GIVEN EXERCISE
Report how many lines contain "with". The answer is a single number.

SOURCE EXCERPT

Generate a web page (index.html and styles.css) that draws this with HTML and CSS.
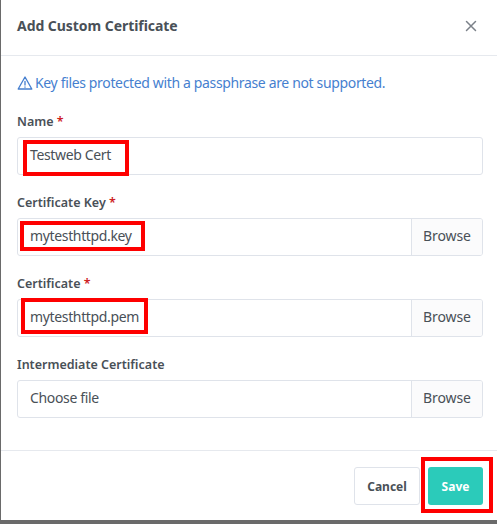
FILE: index.html
```html
<!DOCTYPE html>
<html lang="en">
<head>
    <meta charset="UTF-8">
    <meta name="viewport" content="width=device-width, initial-scale=1.0">
    <title>Add Custom Certificate</title>
    <link rel="stylesheet" href="styles.css">
</head>
<body>

    <div class="modal">
        <!-- Header -->
        <div class="modal-header">
            <h5 class="modal-title">Add Custom Certificate</h5>
            <svg class="close-icon" width="14" height="14" viewBox="0 0 14 14">
                <path d="M2.5 2.5L11.5 11.5M11.5 2.5L2.5 11.5" fill="none" stroke="#7b8189" stroke-width="1.5" stroke-linecap="round"/>
            </svg>
        </div>

        <!-- Form -->
        <div class="modal-body">
            <p class="alert-text">
                <svg class="alert-icon" width="16" height="16" viewBox="0 0 24 24">
                    <path d="M12 3L1.8 21h20.4z M12 9.5v5.5 M12 18v.2" fill="none" stroke="#467fcf" stroke-width="2" stroke-linecap="round" stroke-linejoin="round"/>
                </svg>
                Key files protected with a passphrase are not supported.
            </p>

            <div class="field">
                <label class="field-label">Name <span class="required">*</span></label>
                <div class="input-box">
                    <span class="input-value">Testweb Cert</span>
                </div>
                <div class="highlight highlight-name"></div>
            </div>

            <div class="field">
                <label class="field-label">Certificate Key <span class="required">*</span></label>
                <div class="input-box">
                    <span class="input-value">mytesthttpd.key</span>
                    <span class="browse">Browse</span>
                </div>
                <div class="highlight highlight-key"></div>
            </div>

            <div class="field">
                <label class="field-label">Certificate <span class="required">*</span></label>
                <div class="input-box">
                    <span class="input-value">mytesthttpd.pem</span>
                    <span class="browse">Browse</span>
                </div>
                <div class="highlight highlight-pem"></div>
            </div>

            <div class="field">
                <label class="field-label">Intermediate Certificate</label>
                <div class="input-box">
                    <span class="input-value">Choose file</span>
                    <span class="browse">Browse</span>
                </div>
            </div>
        </div>

        <!-- Footer -->
        <div class="modal-footer">
            <button class="btn btn-cancel">Cancel</button>
            <div class="save-wrap">
                <button class="btn btn-save">Save</button>
                <div class="highlight highlight-save"></div>
            </div>
        </div>
    </div>

</body>
</html>
```

FILE: styles.css
```css
body {
    font-family: "Noto Sans", "Open Sans", sans-serif;
    background-color: #6a6a6a;
    color: #495057;
    margin: 0;
    padding: 0;
    height: 524px;
    overflow: hidden;
}

.modal {
    margin-left: 1px;
    height: 520px;
    background-color: #fff;
    display: flex;
    flex-direction: column;
}

/* Header */
.modal-header {
    height: 51px;
    padding: 0 19px 4px 16px;
    border-bottom: 1px solid #e6e9ee;
    display: flex;
    align-items: center;
    justify-content: space-between;
    flex-shrink: 0;
}

.modal-title {
    margin: 0;
    font-size: 14px;
    font-weight: 700;
    letter-spacing: -0.05px;
}

/* Body */
.modal-body {
    flex: 1;
    padding: 17px 14px 0 16px;
}

.alert-text {
    margin: 0 0 18px;
    height: 20px;
    line-height: 20px;
    font-size: 14px;
    color: #467fcf;
    display: flex;
    align-items: center;
    gap: 2px;
    letter-spacing: -0.35px;
    white-space: nowrap;
}

.alert-icon {
    flex-shrink: 0;
}

.field {
    position: relative;
    margin-bottom: 17px;
}

.field-label {
    display: block;
    height: 20px;
    line-height: 22px;
    margin-bottom: 6px;
    font-size: 12.5px;
    font-weight: 600;
}

.required {
    color: #cd201f;
}

.input-box {
    height: 38px;
    box-sizing: border-box;
    border: 1px solid #dfe3ea;
    border-radius: 3px;
    display: flex;
    align-items: center;
    justify-content: space-between;
    font-size: 14px;
    overflow: hidden;
}

.input-value {
    padding-left: 12px;
    padding-bottom: 3px;
    letter-spacing: -0.35px;
}

.browse {
    height: 100%;
    width: 71px;
    box-sizing: border-box;
    padding-bottom: 3px;
    background-color: #fbfbfc;
    border-left: 1px solid #dfe3ea;
    display: flex;
    align-items: center;
    justify-content: center;
    letter-spacing: -0.1px;
}

/* Red annotation boxes drawn over the screenshot */
.highlight {
    position: absolute;
    box-sizing: border-box;
    border: 4px solid #fe0000;
}

.highlight-name {
    left: 6px;
    top: 29px;
    width: 106px;
    height: 36px;
}

.highlight-key {
    left: 3px;
    top: 29px;
    width: 125px;
    height: 30px;
}

.highlight-pem {
    left: 4px;
    top: 25px;
    width: 127px;
    height: 36px;
}

/* Footer */
.modal-footer {
    height: 70px;
    box-sizing: border-box;
    border-top: 1px solid #e6e9ee;
    padding: 16px 14px 0 0;
    display: flex;
    justify-content: flex-end;
    gap: 8px;
    flex-shrink: 0;
}

.btn {
    height: 38px;
    box-sizing: border-box;
    border-radius: 3px;
    font-family: inherit;
    font-size: 12px;
    font-weight: 700;
    cursor: pointer;
}

.btn-cancel {
    width: 66px;
    background-color: #fff;
    border: 1px solid #dfe3ea;
    color: #495057;
}

.btn-save {
    display: block;
    width: 55px;
    background-color: #2bcbba;
    border: none;
    color: #fff;
}

.save-wrap {
    position: relative;
}

.highlight-save {
    left: -7px;
    top: -10px;
    width: 72px;
    height: 56px;
}
```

TASK SOLUTION
2